Burkina Faso Highlights Links Between Coups, Extremist Violence
Days after a coup d’etat in Burkina Faso in early 2022, a reporter stood on the campus of Joseph Ki-Zerbo University in Ouagadougou and asked students how they felt.
A third-year philosophy student named Kadlé expressed a sentiment echoed by many Burkinabe.
“We need elections, we need democracy, but if it doesn’t get results, what use is it?” he told Radio France Internationale.
It’s a view repeated all over the Sahel region. A lack of security has left fed up citizens willing to support anyone who promises a return to safety. This, combined with a crisis of confidence in the state, has given an opening to military coup leaders.
Dr. Folahanmi Aina of Kings College, an expert in security in the region, calls it “vertical mistrust.” The social contract between the people and the state has been broken, making people willing to look for alternatives.
“It breeds resentment towards the state, and it tends to delegitimize the authority of the state,” he told ADF. “Because the social contract between the state and society says the state is supposed to be providing certain public goods to society and, in exchange, society is supposed to pledge allegiance to the state. But in the absence of this, you’ve got tension.”
Recent history shows coup leaders are rarely able to deliver on their security promises.
In the first half of 2022, as political instability raged in the Sahel, there were 2,272 civilian deaths in Burkina Faso, Mali and Niger. That total was more than the entire previous year.
Burkina Faso, which experienced two coups in 2022, is on pace to record more than 1,500 violent events and 3,800 fatalities for the year, the Africa Center for Strategic Studies reported. This represents a 35% increase from the previous year.
Aina said it is unsurprising that military-led governments are unable to halt extremist violence. These governments tend to offer a military-first approach to complex problems that require a whole-of-society effort.
“Because of their traditional posture of using force, they do what they’re good at doing to try to solve problems, which do not only require the use of force,” Aina said.
Extremist groups seize on this failure as a recruiting tool, he said. They point to heavy-handed military tactics and civilian casualties in their propaganda efforts.
“The approach [is] pushing the vulnerable into joining jihadist groups, rather than pulling them away from extremist ideologies,” Aina wrote for the Conversation. “The jihadist groups in the region are likely also to intensify their influence operations across the region — aimed at winning the hearts and minds of the locals.”
In some villages in northern Burkina Faso, extremist groups have capitalized on a lack of state presence to seal off towns, administer harsh justice and extract taxes.
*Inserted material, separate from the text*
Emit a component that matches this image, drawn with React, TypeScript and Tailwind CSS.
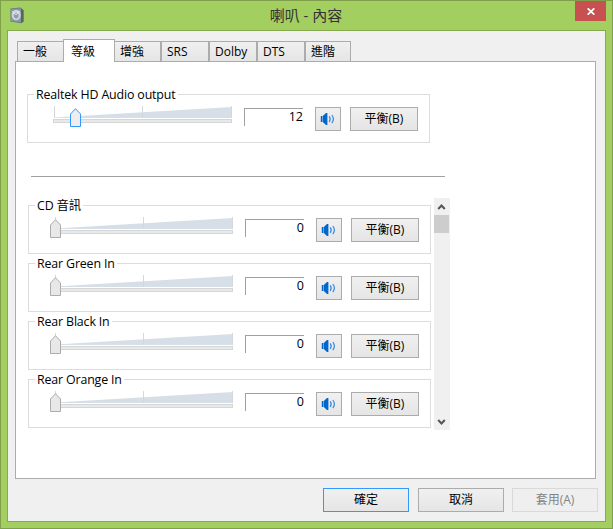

Overall, observers say, these groups are content to patiently wait for the military governments to collapse.
“The jihadists have implemented a strategy of attrition which consists of being patient, sowing the seeds of division, dismantling our political system and destabilizing the social order,” Mahamoudou Savadogo, a Burkinabe security consultant, told TV5 Monde.
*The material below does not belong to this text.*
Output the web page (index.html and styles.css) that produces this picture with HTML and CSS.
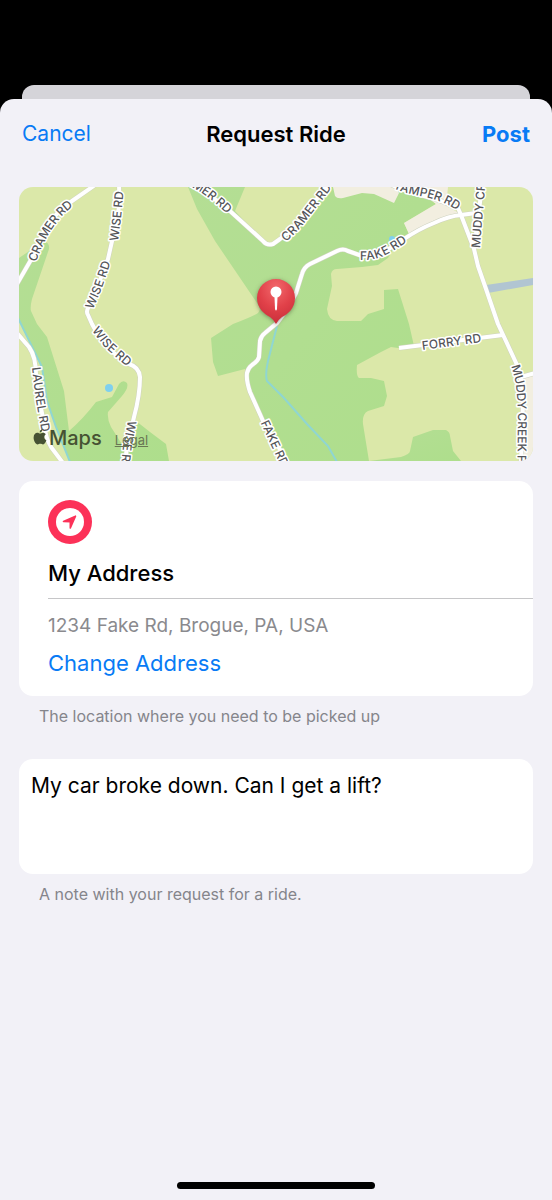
FILE: index.html
```html
<!DOCTYPE html>
<html lang="en">

<head>
  <meta charset="utf-8">
  <meta name="viewport" content="width=device-width, initial-scale=1">
  <title>Request Ride</title>
  <link rel="stylesheet" href="styles.css">
</head>

<body>
  <div class="back-sheet"></div>
  <form class="sheet">
    <header class="navbar">
      <button type="button" class="nav-button">Cancel</button>
      <h1>Request Ride</h1>
      <button type="submit" class="nav-button post">Post</button>
    </header>

    <main class="content">
      <div class="map">
        <svg class="map-canvas" viewBox="0 0 514 274" role="img" aria-label="Map of the pickup location">
          <defs>
            <linearGradient id="wood" x1="0" y1="0" x2="1" y2="1">
              <stop offset="0" stop-color="#b4de94"/>
              <stop offset="1" stop-color="#aede8c"/>
            </linearGradient>
            <radialGradient id="pin" cx=".5" cy=".2" r=".8">
              <stop offset="0" stop-color="#f2686b"/>
              <stop offset=".55" stop-color="#e14149"/>
              <stop offset="1" stop-color="#c92f3b"/>
            </radialGradient>
            <g id="roads">
              <path d="M-2 97L13 71Q20 51 30 37Q40 22 53 14L76 -2"/>
              <path d="M100 -2Q101 20 98 32L89 72L75 109L69 121Q67 125 69 128L73 137Q87 164 110 177Q120 180 121 190Q121 208 115 230L108 260L106 276"/>
              <path d="M169 -3Q190 6 211 24L244 54Q248 59 254 57L261 52Q275 41 284 29L310 -3"/>
              <path d="M269 276L244 234L231 205Q227 193 228 186Q229 181 233 178Q239 174 240 170L241 154Q242 149 246 146L258 136Q269 122 277 106L283 87Q285 80 291 77L318 64Q324 61 329 64L343 69Q361 70 385 52Q400 42 415 36Q430 29 442 28L457 26"/>
              <path d="M369 -4Q384 4 405 9Q422 13 439 21L442 28L455 62L459 79L467 102L479 137L499 180Q504 195 504 217L502 276"/>
              <path d="M463 -2L460 24L455 62"/>
              <path d="M380 161L484 148"/>
              <path d="M502 190L516 186"/>
              <path d="M-2 146L10 160Q17 170 17 188L19 204L25 237Q27 252 32 260L44 276"/>
            </g>
            <path id="cramer-w" d="M13 74C19 59 24 48 31 38S44 21 57 12"/>
            <path id="wise-n" d="M95 54L98 32L101 0"/>
            <path id="wise-m" d="M70 121L78 103L89 71"/>
            <path id="wise-s" d="M76 141L89 158L112 178"/>
            <path id="wise-e" d="M113 234L108 260L104 300"/>
            <path id="cramer-n" d="M135 -17L171 -5Q188 2 211 24"/>
            <path id="cramer-e" d="M264 52Q276 42 285 30L313 -6"/>
            <path id="tamper" d="M362 -9Q380 1 402 5T440 20"/>
            <path id="muddy-n" d="M457 61L460 24L467 -50"/>
            <path id="muddy-s" d="M496 178L501 196L503 225L502 330"/>
            <path id="fake-e" d="M341 69C362 70 372 60 390 49"/>
            <path id="fake-s" d="M245 234L276 300"/>
            <path id="forry" d="M403 159L470 150"/>
            <path id="laurel" d="M17 180L20 207L29 258"/>
          </defs>

          <rect class="field" width="514" height="274"/>

          <!-- woods -->
          <path class="wood" d="M0 71L25 54Q31 56 30 62L13 112Q11 120 12 124L18 137L28 150L45 204L50 244Q64 232 77 215L93 210L100 197Q104 192 108 196Q110 201 103 209L89 225Q88 232 92 240L106 262L117 234L131 245L147 257L150 274H51L37 240L28 214L23 180L0 133Z"/>
          <path class="wood" d="M169 0L178 22L196 54L238 116Q243 122 239 126Q235 129 214 137L192 151L194 175L199 189L226 182L229 197L244 234L268 274H350L344 237Q343 227 349 224L365 219L368 209L365 194L352 191H340Q337 189 338 178L362 165L372 160L379 161L395 159L390 137L379 102L365 103V122L349 127L342 134H318Q309 133 308 122L313 99L312 87Q313 82 318 82L343 80L359 78L369 71L375 61L390 47L385 36L417 17L395 0Z"/>
          <path class="wood" d="M350 274L382 270Q391 267 391 264L394 250L414 243H427Q431 245 431 249L434 264L442 274Z"/>
          <path class="field" d="M226 0L216 24L246 56L250 58L261 52L284 29L308 0Z"/>

          <!-- built-up areas -->
          <path class="town" d="M314 0L316 9Q318 12 324 11L343 6L355 7L375 16L380 6L377 0Z"/>
          <path class="town" d="M385 36L417 17L395 0H429L427 19L442 27L415 36L390 47Z"/>
          <path class="town" d="M499 190L514 186V274H504Z"/>

          <!-- water -->
          <path class="river" d="M467 98L514 91V98L469 106Z"/>
          <path class="stream" d="M-1 131L23 180L28 214L37 240L51 275"/>
          <path class="stream" d="M258 139L249 174Q246 188 248 194L265 211L288 237L309 259L318 275"/>
          <circle class="pond" cx="90" cy="201" r="4"/>
          <circle class="pond" cx="373" cy="52" r="3"/>

          <use href="#roads" class="road-edge"/>
          <use href="#roads" class="road"/>

          <g class="road-names">
            <text dy="4"><textPath href="#cramer-w">CRAMER RD</textPath></text>
            <text dy="4"><textPath href="#wise-n">WISE RD</textPath></text>
            <text dy="4"><textPath href="#wise-m">WISE RD</textPath></text>
            <text dy="4"><textPath href="#wise-s">WISE RD</textPath></text>
            <text dy="4"><textPath href="#wise-e">WISE RD</textPath></text>
            <text dy="4" text-anchor="end"><textPath href="#cramer-n" startOffset="100%">CRAMER RD</textPath></text>
            <text dy="4"><textPath href="#cramer-e">CRAMER RD</textPath></text>
            <text dy="4" text-anchor="end"><textPath href="#tamper" startOffset="100%">TAMPER RD</textPath></text>
            <text dy="4"><textPath href="#muddy-n">MUDDY CREEK</textPath></text>
            <text dy="4"><textPath href="#muddy-s">MUDDY CREEK FORKS</textPath></text>
            <text dy="4"><textPath href="#fake-e">FAKE RD</textPath></text>
            <text dy="4"><textPath href="#fake-s">FAKE RD</textPath></text>
            <text dy="4"><textPath href="#forry">FORRY RD</textPath></text>
            <text dy="4"><textPath href="#laurel">LAUREL RD</textPath></text>
          </g>

          <path class="pin" d="M257 92A19 19 0 0 1 276 111C276 121 269 127 263 130Q260 132 257 137Q254 132 251 130C245 127 238 121 238 111A19 19 0 0 1 257 92Z"/>
          <circle cx="257" cy="105" r="5.5" fill="#fff"/>
          <path d="M255.5 110H258.5L258 122Q257 125 256 122Z" fill="#fff"/>
        </svg>
        <div class="attribution">
          <svg class="apple" viewBox="0 0 14 17" aria-hidden="true">
            <path d="M9.6 0C9.7 2 8.4 3.7 6.7 3.8C6.5 2 8 .3 9.6 0ZM7.1 4.9C7.8 4.9 8.7 4 10.3 4C11.5 4 12.6 4.6 13.3 5.6C10.7 7.1 11 10.9 13.8 12C13 14 11.8 16.4 10.2 16.4C9.1 16.4 8.7 15.7 7.3 15.7S5.5 16.4 4.5 16.4C2.5 16.4 .2 12.6 .2 9.3C.2 6 2.2 4.2 4.2 4.1C5.5 4.1 6.4 4.9 7.1 4.9Z"/>
          </svg>
          <span class="brand">Maps</span>
          <a class="legal" href="#legal">Legal</a>
        </div>
      </div>

      <section class="card address">
        <svg class="location-icon" viewBox="0 0 44 44" aria-hidden="true">
          <circle cx="22" cy="22" r="22" fill="#fc3158"/>
          <circle cx="22" cy="22" r="14" fill="#fff"/>
          <path d="M15.5 21.5L27.5 16.2L22.3 28V21.6Z" fill="#fc3158" stroke="#fc3158" stroke-width="1.6" stroke-linejoin="round"/>
        </svg>
        <h2>My Address</h2>
        <p class="street">1234 Fake Rd, Brogue, PA, USA</p>
        <button type="button" class="change">Change Address</button>
      </section>
      <p class="hint">The location where you need to be picked up</p>

      <textarea class="card note" aria-label="Note" aria-describedby="note-hint">My car broke down. Can I get a lift?</textarea>
      <p class="hint" id="note-hint">A note with your request for a ride.</p>
    </main>

    <div class="home-indicator"></div>
  </form>
</body>

</html>
```
FILE: styles.css
```css
* {
  box-sizing: border-box;
}

body {
  display: flex;
  flex-direction: column;
  min-height: 100vh;
  margin: 0;
  padding-top: 85px;
  background: #000;
  color: #000;
  font-family: Inter, "Liberation Sans", sans-serif;
  font-size: 21px;
  line-height: 28px;
}

h1,
h2,
p {
  margin: 0;
}

button {
  padding: 0;
  border: none;
  background: none;
  color: #087bf5;
  font: inherit;
  cursor: pointer;
}

.back-sheet {
  height: 14px;
  margin: 0 22px;
  border-radius: 12px 12px 0 0;
  background: #d5d4d9;
}

.sheet {
  display: flex;
  flex: 1;
  flex-direction: column;
  border-radius: 14px 14px 0 0;
  background: #f2f1f7;
}

.navbar {
  display: grid;
  grid-template-columns: 1fr auto 1fr;
  align-items: center;
  height: 70px;
  padding: 0 22px;
}

.navbar h1 {
  font-size: 22px;
  font-weight: 600;
}

.nav-button {
  justify-self: start;
}

.post {
  justify-self: end;
  font-size: 22px;
  font-weight: 700;
}

.content {
  flex: 1;
  padding: 18px 19px;
}

.map {
  position: relative;
  overflow: hidden;
  margin-bottom: 20px;
  border-radius: 14px;
}

.map-canvas {
  display: block;
  width: 100%;
}

.field {
  fill: #dbe8a9;
}

.wood {
  fill: url(#wood);
}

.town {
  fill: #f2eee0;
}

.river {
  fill: #b1c5d2;
}

.stream {
  fill: none;
  stroke: #8fd6d2;
  stroke-width: 2;
}

.pond {
  fill: #7fd0ee;
}

.road-edge,
.road {
  fill: none;
  stroke-linejoin: round;
}

.road-edge {
  stroke: #cfd3c0;
  stroke-width: 5;
}

.road {
  stroke: #fff;
  stroke-width: 4;
}

.road-names {
  fill: #55565a;
  stroke: #fff;
  stroke-width: 3;
  stroke-linejoin: round;
  paint-order: stroke;
  font-size: 12px;
  font-weight: 500;
}

.pin {
  fill: url(#pin);
  filter: drop-shadow(0 1px 2px rgba(60, 60, 40, .5));
}

.attribution {
  position: absolute;
  bottom: 7px;
  left: 14px;
  display: flex;
  align-items: baseline;
  color: #465233;
}

.apple {
  width: 14px;
  height: 16px;
  margin-right: 2px;
  fill: currentColor;
}

.brand {
  font-size: 20px;
  font-weight: 500;
}

.legal {
  margin-left: 13px;
  color: #6a7754;
  font-size: 13px;
}

.card {
  border-radius: 14px;
  background: #fff;
}

.address {
  padding: 19px 0 19px 29px;
}

.location-icon {
  display: block;
  width: 44px;
  height: 44px;
  margin-bottom: 15px;
}

.address h2 {
  padding-bottom: 11px;
  border-bottom: 1px solid #c6c6c8;
  font-size: 22px;
  font-weight: 500;
}

.street {
  margin: 13px 0 9px;
  color: #8a8a8e;
  font-size: 19px;
}

.change {
  display: block;
  font-size: 22px;
}

.hint {
  padding: 8px 20px 0;
  color: #85858b;
  font-size: 16px;
  line-height: 24px;
}

.note {
  display: block;
  width: 100%;
  height: 115px;
  margin-top: 31px;
  padding: 13px 12px;
  border: none;
  outline: none;
  resize: none;
  color: inherit;
  font: inherit;
}

.home-indicator {
  width: 36%;
  height: 7px;
  margin: 0 auto 11px;
  border-radius: 4px;
  background: #000;
}
```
A report by the International Crisis Group (ICG) warned that the long-term goal of violent extremist groups is to use Burkina Faso as a platform to expand south.
“Burkina’s history, society, economy and politics are interwoven with those of its southern neighbours,” ICG wrote. “It could serve as an open door to the Gulf of Guinea. With militants sinking roots in Burkina, they would occupy an ideal position for moving south.”
If extremism gains a foothold in already fragile Gulf nations, Aina worries this could portend more political unrest.
“What we’re seeing is probably the least of it,” he told ADF. “In my opinion, and from watching obvious trends, West Africa can expect to see more coups.”